Felony and Mayhem are mostly amused by her new hobby, but Felony will take the bus downtown with her to the island ferry, cross the mountain-ringed Sound, hitch rides with pickup truck–driving loggers and back-to-the-landers out along the winding roads that crisscross the island like veins. Felony and Cass thrash through the wet woods, salal slapping at their knees, dripping branches smacking them in the face, while Cass digs for roots and stubborn winter-growing herbs. Felony is always pleased by adventure in any shape it chooses to take. Cass clambers over fallen trees, her muddy boots sinking through deep piles of moss and loamy soil, one eye out for the gold-brown flash of a startled deer leaping away through the trees, or the black dart of a crow winging between the branches. Cass is no woodswoman, but Felony spent a few years living in tree platforms and shackling herself to logging-road gates to stop timber sales. While her efforts did little to slow the increasing tide of clear-cutting that scars the peninsula, she came away from her brief stint as a forest defender with an unerring sense of direction and an uncanny ability to find the road again no matter how many circles they wander in or how far into the woods they stray. As they tramp about, Felony regales her with tales of running away from federal agents, fornicating in the treetops with her revolutionary compatriots of various genders, and defecating in plastic buckets that had to be lowered daily from their platform homes and emptied by ground teams who kept the platforms supplied with anticapitalist good cheer, Dumpstered vegetables, and soy protein snacks. The winter's too cold and wet for sleeping out, but Felony promises that when the weather changes they can come out to the woods with a tarp, set up a little camp under the trees.

Cass feels, for the first time in a long time, as though she is doing something useful. Learning a craft, thrashing around in the woods, sweating some of the whisky and pills out of her system. She even quits drinking for a while, which Raven guesses, though Cass hasn't told her. “It's good for you,” she says, “to let go of what dulls you and puts a veil between you and the world.”
I need that veil,
Cass thinks. There are reasons she and Felony and Mayhem drink like they do, reasons that have as much to do with forgetting as celebrating. She's never told Raven any of the secrets knitted into her skin, but Raven's sharp eyes miss nothing.

“The Hanged Man,” she says one slow afternoon, as Cass refills the herb jars. “Beyerl tells us that he has lessons for us about letting go, release. We have already learned through our suffering; the time comes to contemplate the wisdom we have gained. To move from action to inaction. We must learn to be a vessel in order to allow ourselves to be transformed.”

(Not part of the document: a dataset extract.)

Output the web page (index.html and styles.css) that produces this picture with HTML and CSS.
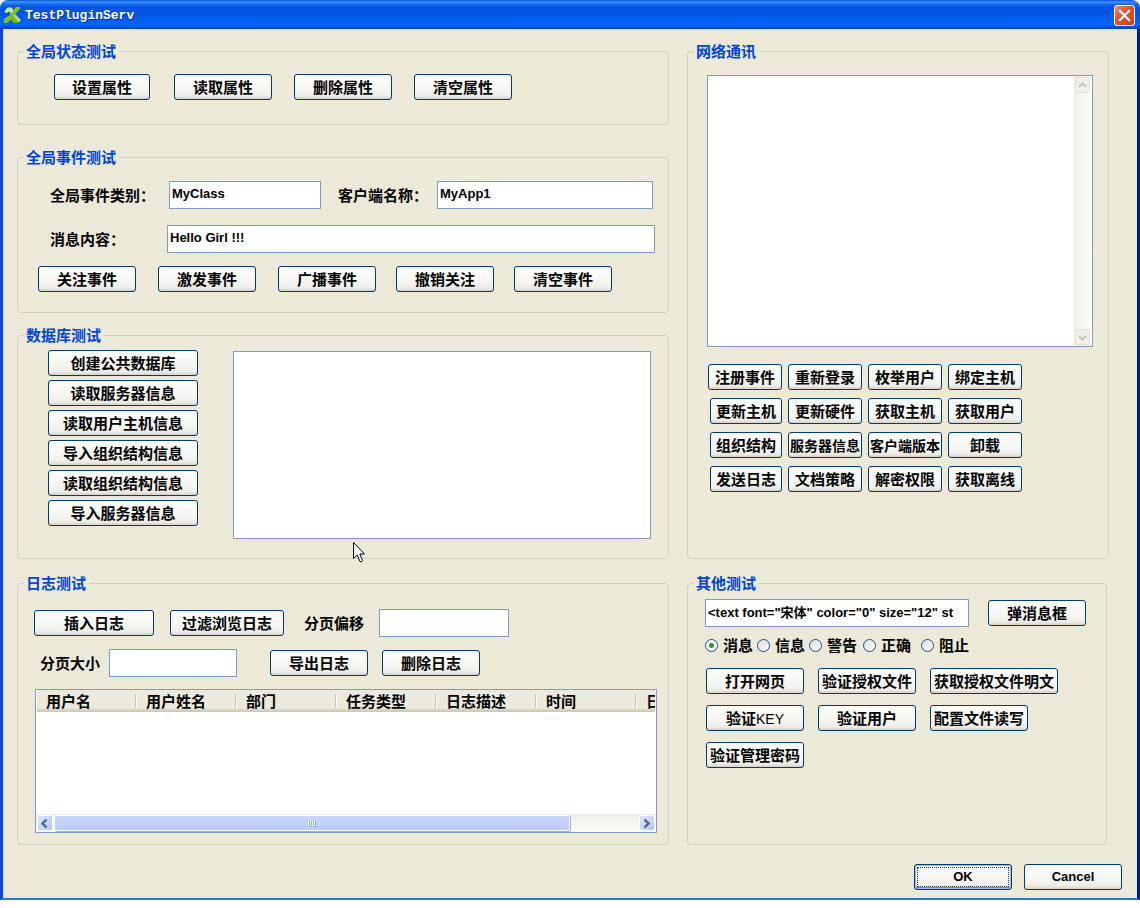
FILE: index.html
```html
<!DOCTYPE html>
<html lang="zh-CN">
<head>
<meta charset="utf-8">
<title>TestPluginServ</title>
<link rel="stylesheet" href="styles.css">
</head>
<body>
<div class="window">
  <header class="titlebar">
    <svg class="app-icon" viewBox="0 0 17 17" width="17" height="17" aria-hidden="true">
      <path d="M0 5 L3 1 Q7 -1 9 2 L10 5 L7 8 L6 5 Q5 4 3 6 Z" fill="#c5e88a"/>
      <path d="M12 0 H16 V2 L6 13 L3 16 H0 V12 L6 8 Z" fill="#7fc41c"/>
      <path d="M9 9 L11 7 L17 13 L14 16 Z" fill="#b4dc62"/>
      <path d="M6 12 L9 9 L15 16 H10 Z" fill="#76b900"/>
    </svg>
    <h1 class="title">TestPluginServ</h1>
    <button class="close" type="button" aria-label="关闭">
      <svg viewBox="0 0 19 19" width="19" height="19"><path d="M5 5 L14 14 M14 5 L5 14" stroke="#fff" stroke-width="2.2" stroke-linecap="square"/></svg>
    </button>
  </header>

  <main class="client">
    <div class="panels">
      <div class="stack">
        <fieldset class="group">
          <legend>全局状态测试</legend>
          <div class="state-row">
            <button class="btn btn-96" type="button">设置属性</button>
            <button class="btn" type="button">读取属性</button>
            <button class="btn" type="button">删除属性</button>
            <button class="btn" type="button">清空属性</button>
          </div>
        </fieldset>

        <fieldset class="group group-event">
          <legend>全局事件测试</legend>
          <div class="class-row">
            <label class="event-label" for="cls">全局事件类别：</label>
            <input class="text class-input" id="cls" type="text" value="MyClass">
            <label class="client-label" for="app">客户端名称：</label>
            <input class="text grow" id="app" type="text" value="MyApp1">
          </div>
          <div class="message-row">
            <label class="message-label" for="msg">消息内容：</label>
            <input class="text grow" id="msg" type="text" value="Hello Girl !!!">
          </div>
          <div class="event-buttons">
            <button class="btn btn-98" type="button">关注事件</button>
            <button class="btn btn-98" type="button">激发事件</button>
            <button class="btn btn-98" type="button">广播事件</button>
            <button class="btn btn-98" type="button">撤销关注</button>
            <button class="btn btn-98" type="button">清空事件</button>
          </div>
        </fieldset>

        <fieldset class="group group-db">
          <legend>数据库测试</legend>
          <div class="db-row">
            <div class="db-buttons">
              <button class="btn" type="button">创建公共数据库</button>
              <button class="btn" type="button">读取服务器信息</button>
              <button class="btn" type="button">读取用户主机信息</button>
              <button class="btn" type="button">导入组织结构信息</button>
              <button class="btn" type="button">读取组织结构信息</button>
              <button class="btn" type="button">导入服务器信息</button>
            </div>
            <textarea class="db-output" aria-label="数据库输出"></textarea>
          </div>
        </fieldset>
      </div>

      <fieldset class="group">
        <legend>网络通讯</legend>
        <div class="net-output">
          <textarea aria-label="网络输出"></textarea>
          <div class="vscroll">
            <button class="arrow arrow-off" type="button" aria-label="向上"><svg viewBox="0 0 13 13" width="13" height="13"><path d="M3 8 L6.5 4.5 L10 8" fill="none" stroke="#c5c3b8" stroke-width="2"/></svg></button>
            <button class="arrow arrow-off" type="button" aria-label="向下"><svg viewBox="0 0 13 13" width="13" height="13"><path d="M3 5 L6.5 8.5 L10 5" fill="none" stroke="#c5c3b8" stroke-width="2"/></svg></button>
          </div>
        </div>
        <div class="net-buttons">
          <button class="btn" type="button">注册事件</button>
          <button class="btn" type="button">重新登录</button>
          <button class="btn" type="button">枚举用户</button>
          <button class="btn" type="button">绑定主机</button>
          <button class="btn btn-72" type="button">更新主机</button>
          <button class="btn" type="button">更新硬件</button>
          <button class="btn" type="button">获取主机</button>
          <button class="btn" type="button">获取用户</button>
          <button class="btn btn-72" type="button">组织结构</button>
          <button class="btn btn-tight" type="button">服务器信息</button>
          <button class="btn btn-tight" type="button">客户端版本</button>
          <button class="btn" type="button">卸载</button>
          <button class="btn btn-72" type="button">发送日志</button>
          <button class="btn" type="button">文档策略</button>
          <button class="btn" type="button">解密权限</button>
          <button class="btn" type="button">获取离线</button>
        </div>
      </fieldset>

      <fieldset class="group">
        <legend>日志测试</legend>
        <div class="log-row log-first">
          <button class="btn btn-insert" type="button">插入日志</button>
          <button class="btn btn-filter" type="button">过滤浏览日志</button>
          <label class="offset-label" for="off">分页偏移</label>
          <input class="text offset-input" id="off" type="text">
        </div>
        <div class="log-row log-second">
          <label class="size-label" for="size">分页大小</label>
          <input class="text size-input" id="size" type="text">
          <button class="btn btn-98" type="button">导出日志</button>
          <button class="btn btn-98" type="button">删除日志</button>
        </div>
        <div class="list">
          <div class="list-body">
            <table>
              <thead>
                <tr><th>用户名</th><th>用户姓名</th><th>部门</th><th>任务类型</th><th>日志描述</th><th>时间</th><th>日</th></tr>
              </thead>
            </table>
          </div>
          <div class="hscroll">
            <button class="arrow" type="button" aria-label="向左"><svg viewBox="0 0 13 13" width="13" height="13"><path d="M8.5 2.5 L4.5 6.5 L8.5 10.5" fill="none" stroke="#4d6185" stroke-width="2.4"/></svg></button>
            <div class="track"><div class="thumb"><svg viewBox="0 0 8 7" width="8" height="7"><path d="M.5 0V6M2.5 0V6M4.5 0V6M6.5 0V6" stroke="#eef4fe"/><path d="M1.5 1V7M3.5 1V7M5.5 1V7M7.5 1V7" stroke="#8cb0f8"/></svg></div></div>
            <button class="arrow" type="button" aria-label="向右"><svg viewBox="0 0 13 13" width="13" height="13"><path d="M4.5 2.5 L8.5 6.5 L4.5 10.5" fill="none" stroke="#4d6185" stroke-width="2.4"/></svg></button>
          </div>
        </div>
      </fieldset>

      <fieldset class="group group-other">
        <legend>其他测试</legend>
        <div class="popup-row">
          <input class="text grow" type="text" aria-label="消息文本" value="&lt;text font=&quot;宋体&quot; color=&quot;0&quot; size=&quot;12&quot; st">
          <button class="btn btn-98" type="button">弹消息框</button>
        </div>
        <div class="radios">
          <label><input type="radio" name="kind" checked>消息</label>
          <label><input type="radio" name="kind">信息</label>
          <label><input type="radio" name="kind">警告</label>
          <label><input type="radio" name="kind">正确</label>
          <label><input type="radio" name="kind">阻止</label>
        </div>
        <div class="other-rows">
          <div class="other-row">
            <button class="btn btn-98" type="button">打开网页</button>
            <button class="btn btn-98" type="button">验证授权文件</button>
            <button class="btn btn-128" type="button">获取授权文件明文</button>
          </div>
          <div class="other-row">
            <button class="btn btn-98" type="button">验证<span class="latin">KEY</span></button>
            <button class="btn btn-98" type="button">验证用户</button>
            <button class="btn btn-98" type="button">配置文件读写</button>
          </div>
          <div class="other-row">
            <button class="btn btn-98" type="button">验证管理密码</button>
          </div>
        </div>
      </fieldset>
    </div>

    <footer class="footer">
      <button class="btn btn-98 btn-latin btn-default" type="button">OK</button>
      <button class="btn btn-98 btn-latin" type="button">Cancel</button>
    </footer>
  </main>

  <svg class="pointer" viewBox="0 0 12 21" width="12" height="21" aria-hidden="true"><path d="M.5 .5 V16.5 L4.2 13 L7 19.5 Q8.5 20.5 9.5 18.5 L6.8 12 H11.5 Z" fill="#fff" stroke="#000"/></svg>
</div>
</body>
</html>
```

FILE: styles.css
```css
* { box-sizing: border-box; }

body {
  margin: 0;
  background: #fff;
  color: #000;
  font: bold 15px/20px "Noto Sans CJK SC", sans-serif;
}

button, input, textarea { font: inherit; color: inherit; margin: 0; }

.window { position: relative; }

.titlebar {
  display: flex;
  align-items: center;
  height: 29px;
  padding: 2px 5px 0 4px;
  border-radius: 8px 8px 0 0;
  background: linear-gradient(#0a4fd8 0, #3c94ff 2px, #1a6df2 4px, #0554e2 7px, #0454e3 14px, #0560f8 21px, #0463fb 25px, #0450de 27px, #0241c4 29px);
}

.title {
  flex: 1;
  margin: 0 0 0 4px;
  color: #fff;
  font: bold 13px/20px "Liberation Mono", monospace;
  text-shadow: 1px 1px 0 #0a2a88;
}

.close {
  width: 21px;
  height: 21px;
  padding: 0;
  border: 1px solid #fff;
  border-radius: 3px;
  background: linear-gradient(135deg, #ec9078, #e2552e 40%, #cc3e14);
}

.close svg, .arrow svg { display: block; }

.client {
  padding: 12px 0 8px;
  border: solid;
  border-width: 0 3px 2px;
  border-color: #0a4fe8 #0018a0 #3273d2 #0846ea;
  background: #ece9d8;
}

.panels {
  display: grid;
  grid-template-columns: minmax(0, 652fr) minmax(0, 422fr);
  gap: 14px 18px;
  padding: 0 28px 0 14px;
}

.group {
  min-width: 0;
  margin: 0;
  padding: 0;
  border: 1px solid #d0d0bf;
  border-radius: 4px;
}

.group-event { margin-top: 22px; }
.group-db { margin-top: 12px; }
.group-other { margin-right: 2px; }

legend {
  margin-left: 6px;
  padding: 0 3px 0 2px;
  color: #0046d5;
}

.btn {
  height: 26px;
  padding: 0;
  border: 1px solid #003c74;
  border-radius: 3px;
  background: linear-gradient(#fff, #f2f2ed 75%, #ecebe5 88%, #d6d0c5);
  line-height: 24px;
  white-space: nowrap;
}

.btn-72 { width: 72px; justify-self: end; }
.btn-96 { width: 96px; }
.btn-98 { width: 98px; }
.btn-128 { width: 128px; }
.btn-insert { width: 120px; }
.btn-filter { width: 114px; }
.btn-tight { font-size: 14px; }

.latin { font-family: "Liberation Sans", sans-serif; font-size: 14px; font-weight: normal; }
.btn-latin { font-family: "Liberation Sans", sans-serif; font-size: 13px; }

.btn-default {
  outline: 1px dotted #333;
  outline-offset: -4px;
  box-shadow: inset 0 0 0 1px #9db9f0, inset 0 -2px 0 #6982ee;
}

.text {
  height: 28px;
  min-width: 0;
  padding: 0 1px 4px 2px;
  border: 1px solid #7f9dc0;
  border-radius: 0;
  background: #fff;
  font: bold 13px/20px "Liberation Sans", "Noto Sans CJK SC", sans-serif;
}

.grow { flex: 1; }

textarea {
  display: block;
  padding: 2px;
  border: 1px solid #7f9dc0;
  background: #fff;
  resize: none;
}

.state-row {
  display: grid;
  grid-template-columns: repeat(4, 98px);
  gap: 22px;
  padding: 13px 0 24px 36px;
}

.class-row, .message-row, .log-row, .popup-row { display: flex; align-items: center; }

.class-row { padding: 14px 15px 0 32px; }
.event-label { width: 119px; }
.class-input { width: 152px; }
.client-label { width: 99px; margin-left: 17px; }
.message-row { padding: 16px 13px 0 32px; }
.message-label { width: 117px; }

.event-buttons {
  display: grid;
  grid-template-columns: 120px 120px 118px 118px 98px;
  padding: 13px 0 20px 20px;
}

.db-row {
  display: flex;
  gap: 35px;
  padding: 5px 17px 19px 30px;
}

.db-buttons { display: grid; gap: 4px; width: 150px; align-self: start; }
.db-output { flex: 1; height: 188px; min-width: 0; margin-top: 1px; }

.net-output {
  display: flex;
  height: 272px;
  margin: 14px 15px 0 19px;
  border: 1px solid #7f9dc0;
  background: #fff;
}

.net-output textarea { flex: 1; min-width: 0; border: 0; }

.vscroll {
  display: flex;
  flex-direction: column;
  justify-content: space-between;
  width: 18px;
  padding: 1px 2px 1px 1px;
  background: linear-gradient(90deg, #eeede5, #fefefb);
}

.net-buttons {
  display: grid;
  grid-template-columns: repeat(4, 74px);
  gap: 8px 6px;
  padding: 17px 0 20px 20px;
}

.log-first { padding: 16px 0 0 16px; }
.offset-label { width: 75px; margin-left: 20px; }
.offset-input { width: 130px; }
.btn-filter { margin-left: 16px; }
.log-second { padding: 12px 0 0 22px; }
.size-label { width: 69px; }
.size-input { width: 128px; margin-right: 33px; }
.log-second .btn + .btn { margin-left: 14px; }

.list {
  margin: 12px 11px 11px 17px;
  border: 1px solid #7f9dc0;
  background: #fff;
}

.list-body { height: 124px; margin: 0 1px; overflow: hidden; }

table { width: 700px; table-layout: fixed; border-collapse: collapse; }

th {
  height: 22px;
  padding: 0 0 0 9px;
  background:
    linear-gradient(#c7c5b2, #c7c5b2) right 1px top 4px / 1px 14px no-repeat,
    linear-gradient(#fff, #fff) right top 4px / 1px 14px no-repeat,
    linear-gradient(#ebeadb 18px, #e2dec9 19px, #d6d2c2 20px, #cbc7b8 22px);
  line-height: 20px;
  text-align: left;
  white-space: nowrap;
}

.hscroll {
  display: flex;
  align-items: center;
  height: 18px;
  padding: 0 1px;
  background: linear-gradient(#eeede5, #fefefb);
}

.arrow {
  width: 16px;
  height: 16px;
  padding: 0;
  border: 1px solid #fff;
  border-radius: 2px;
  background: linear-gradient(135deg, #dbe5fd, #b4c8f6);
}

.vscroll .arrow { width: 15px; }
.arrow-off { border-color: #e2e0d6; background: #f1efe6; }

.track { flex: 1; padding: 0 69px 0 1px; }

.thumb {
  display: flex;
  align-items: center;
  justify-content: center;
  height: 16px;
  border: 1px solid #fff;
  border-radius: 2px;
  box-shadow: 1px 1px 0 #9cb4e0;
  background: linear-gradient(#c9d7fc, #bccbfa);
}

.popup-row { gap: 19px; padding: 6px 20px 0 17px; }

.radios { display: flex; padding: 8px 0 0 17px; }
.radios label { display: flex; align-items: center; width: 52px; white-space: nowrap; }
.radios label:nth-child(3) { width: 54px; }
.radios label:nth-child(4) { width: 58px; }

.radios input {
  flex: none;
  appearance: none;
  width: 13px;
  height: 13px;
  margin: 0 5px 0 0;
  border: 1px solid #1d5281;
  border-radius: 50%;
  background: linear-gradient(135deg, #dcdcd7, #fff);
}

.radios input:checked { background: radial-gradient(circle, #21a121 0 2px, #fff 3px); }

.other-rows { display: grid; gap: 11px; padding: 13px 0 20px 18px; }
.other-row { display: flex; gap: 14px; }

.footer {
  display: flex;
  justify-content: flex-end;
  gap: 12px;
  padding: 19px 15px 0 0;
}

.pointer { position: absolute; left: 353px; top: 542px; }
```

“I don't need a lecture,” Cass says.

“Sorrow can be a teacher,” Raven says, “but it can also be a trap. You're a walking wound, Cass. You've been bleeding all over my floor since the first time you came in here. I can't teach you any more until you learn to live with what you carry.”

Cass is still, only the twitch of her jaw betraying her. “I'm fine.”

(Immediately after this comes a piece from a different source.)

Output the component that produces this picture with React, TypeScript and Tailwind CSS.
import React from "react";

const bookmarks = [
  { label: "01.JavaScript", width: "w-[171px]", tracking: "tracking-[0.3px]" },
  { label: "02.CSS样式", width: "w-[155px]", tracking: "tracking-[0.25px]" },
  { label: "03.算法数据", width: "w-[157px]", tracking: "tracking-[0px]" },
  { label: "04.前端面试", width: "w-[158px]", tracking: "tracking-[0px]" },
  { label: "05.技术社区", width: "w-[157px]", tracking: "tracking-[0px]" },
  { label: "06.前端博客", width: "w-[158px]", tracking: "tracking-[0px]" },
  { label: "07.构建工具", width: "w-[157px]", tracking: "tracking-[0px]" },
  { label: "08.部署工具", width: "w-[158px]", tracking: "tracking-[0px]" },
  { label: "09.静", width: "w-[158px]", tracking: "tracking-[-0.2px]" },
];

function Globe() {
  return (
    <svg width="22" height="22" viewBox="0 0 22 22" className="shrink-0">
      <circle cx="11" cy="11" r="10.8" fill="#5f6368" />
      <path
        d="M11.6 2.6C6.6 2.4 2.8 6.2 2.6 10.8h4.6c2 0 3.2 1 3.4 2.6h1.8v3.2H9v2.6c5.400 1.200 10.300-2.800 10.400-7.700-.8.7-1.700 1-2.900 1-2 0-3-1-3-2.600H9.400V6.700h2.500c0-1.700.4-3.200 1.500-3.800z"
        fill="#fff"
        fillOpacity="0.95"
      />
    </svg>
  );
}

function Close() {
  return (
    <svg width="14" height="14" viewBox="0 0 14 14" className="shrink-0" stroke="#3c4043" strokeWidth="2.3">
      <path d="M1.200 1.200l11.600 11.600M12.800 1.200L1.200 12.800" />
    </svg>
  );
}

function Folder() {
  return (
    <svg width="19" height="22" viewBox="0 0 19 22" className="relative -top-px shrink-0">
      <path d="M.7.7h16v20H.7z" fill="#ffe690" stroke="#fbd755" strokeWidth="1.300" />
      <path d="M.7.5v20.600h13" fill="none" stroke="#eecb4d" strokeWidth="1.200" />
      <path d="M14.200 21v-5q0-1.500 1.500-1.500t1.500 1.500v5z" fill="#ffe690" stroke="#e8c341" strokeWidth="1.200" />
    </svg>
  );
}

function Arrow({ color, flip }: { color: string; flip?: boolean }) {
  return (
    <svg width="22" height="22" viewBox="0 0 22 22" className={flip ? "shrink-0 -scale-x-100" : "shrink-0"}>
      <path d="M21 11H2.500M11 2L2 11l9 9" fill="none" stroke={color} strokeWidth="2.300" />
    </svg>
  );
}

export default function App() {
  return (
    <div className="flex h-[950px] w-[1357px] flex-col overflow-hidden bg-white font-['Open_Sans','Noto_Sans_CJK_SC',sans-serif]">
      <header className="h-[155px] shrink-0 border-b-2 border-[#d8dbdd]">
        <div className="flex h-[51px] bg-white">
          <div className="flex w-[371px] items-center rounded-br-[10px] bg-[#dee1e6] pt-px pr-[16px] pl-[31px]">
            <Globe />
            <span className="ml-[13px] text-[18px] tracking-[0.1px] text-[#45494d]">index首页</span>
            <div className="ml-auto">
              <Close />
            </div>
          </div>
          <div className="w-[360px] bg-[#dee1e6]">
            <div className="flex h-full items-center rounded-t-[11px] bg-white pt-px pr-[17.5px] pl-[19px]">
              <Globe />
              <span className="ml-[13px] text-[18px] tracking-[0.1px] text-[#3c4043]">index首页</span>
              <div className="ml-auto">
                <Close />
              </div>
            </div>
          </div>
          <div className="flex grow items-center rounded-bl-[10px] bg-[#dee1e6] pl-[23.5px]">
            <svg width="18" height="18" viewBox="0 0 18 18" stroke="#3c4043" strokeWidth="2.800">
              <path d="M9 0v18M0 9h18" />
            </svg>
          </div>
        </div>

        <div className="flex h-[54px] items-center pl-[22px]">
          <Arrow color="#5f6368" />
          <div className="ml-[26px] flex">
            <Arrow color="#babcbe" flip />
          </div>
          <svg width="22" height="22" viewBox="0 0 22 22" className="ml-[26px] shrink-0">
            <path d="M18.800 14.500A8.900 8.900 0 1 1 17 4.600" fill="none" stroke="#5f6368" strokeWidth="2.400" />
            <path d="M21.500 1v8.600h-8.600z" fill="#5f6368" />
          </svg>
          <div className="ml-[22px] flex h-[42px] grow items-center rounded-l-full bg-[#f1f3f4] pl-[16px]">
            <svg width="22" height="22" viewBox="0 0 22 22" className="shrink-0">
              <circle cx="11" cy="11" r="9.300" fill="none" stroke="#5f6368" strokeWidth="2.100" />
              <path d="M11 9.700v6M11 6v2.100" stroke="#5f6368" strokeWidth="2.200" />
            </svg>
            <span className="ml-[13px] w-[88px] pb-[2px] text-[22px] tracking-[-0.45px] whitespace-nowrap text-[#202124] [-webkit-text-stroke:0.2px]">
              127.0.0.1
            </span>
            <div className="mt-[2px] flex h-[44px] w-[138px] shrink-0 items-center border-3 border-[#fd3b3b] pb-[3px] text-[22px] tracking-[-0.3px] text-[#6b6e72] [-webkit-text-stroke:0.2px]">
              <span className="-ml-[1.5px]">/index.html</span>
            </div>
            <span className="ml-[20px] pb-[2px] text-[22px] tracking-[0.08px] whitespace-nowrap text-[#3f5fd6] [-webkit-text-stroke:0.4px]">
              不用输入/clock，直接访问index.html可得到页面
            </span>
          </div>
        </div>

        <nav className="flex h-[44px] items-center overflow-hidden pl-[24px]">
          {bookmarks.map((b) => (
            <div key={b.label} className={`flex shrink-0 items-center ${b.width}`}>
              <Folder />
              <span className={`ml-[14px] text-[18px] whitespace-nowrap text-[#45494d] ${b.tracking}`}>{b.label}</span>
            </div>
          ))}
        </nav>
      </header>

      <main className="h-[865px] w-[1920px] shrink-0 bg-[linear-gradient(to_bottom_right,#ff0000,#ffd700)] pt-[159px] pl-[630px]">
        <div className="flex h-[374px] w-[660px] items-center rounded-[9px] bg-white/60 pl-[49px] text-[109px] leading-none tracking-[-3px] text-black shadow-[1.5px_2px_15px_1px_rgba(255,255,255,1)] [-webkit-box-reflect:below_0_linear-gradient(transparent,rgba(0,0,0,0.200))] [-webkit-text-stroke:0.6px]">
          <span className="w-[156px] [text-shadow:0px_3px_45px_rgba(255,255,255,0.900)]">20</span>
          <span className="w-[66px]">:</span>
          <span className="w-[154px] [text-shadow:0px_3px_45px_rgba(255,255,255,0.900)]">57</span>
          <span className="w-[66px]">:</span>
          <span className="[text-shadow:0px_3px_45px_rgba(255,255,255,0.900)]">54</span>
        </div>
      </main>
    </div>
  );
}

“You're not fine. You're full of poison. You're strong, Cass, stronger than even you know, but it takes a new kind of strength to let yourself heal.”

“You think what happened to me is
my
problem? You think I just need to get over it?”

Raven raises one hand, her silver bracelets clinking. “Do not change my words into things they are not, Cassandra. I am not your monster. We all carry pain within us; it is how we bear it that makes us what we are.”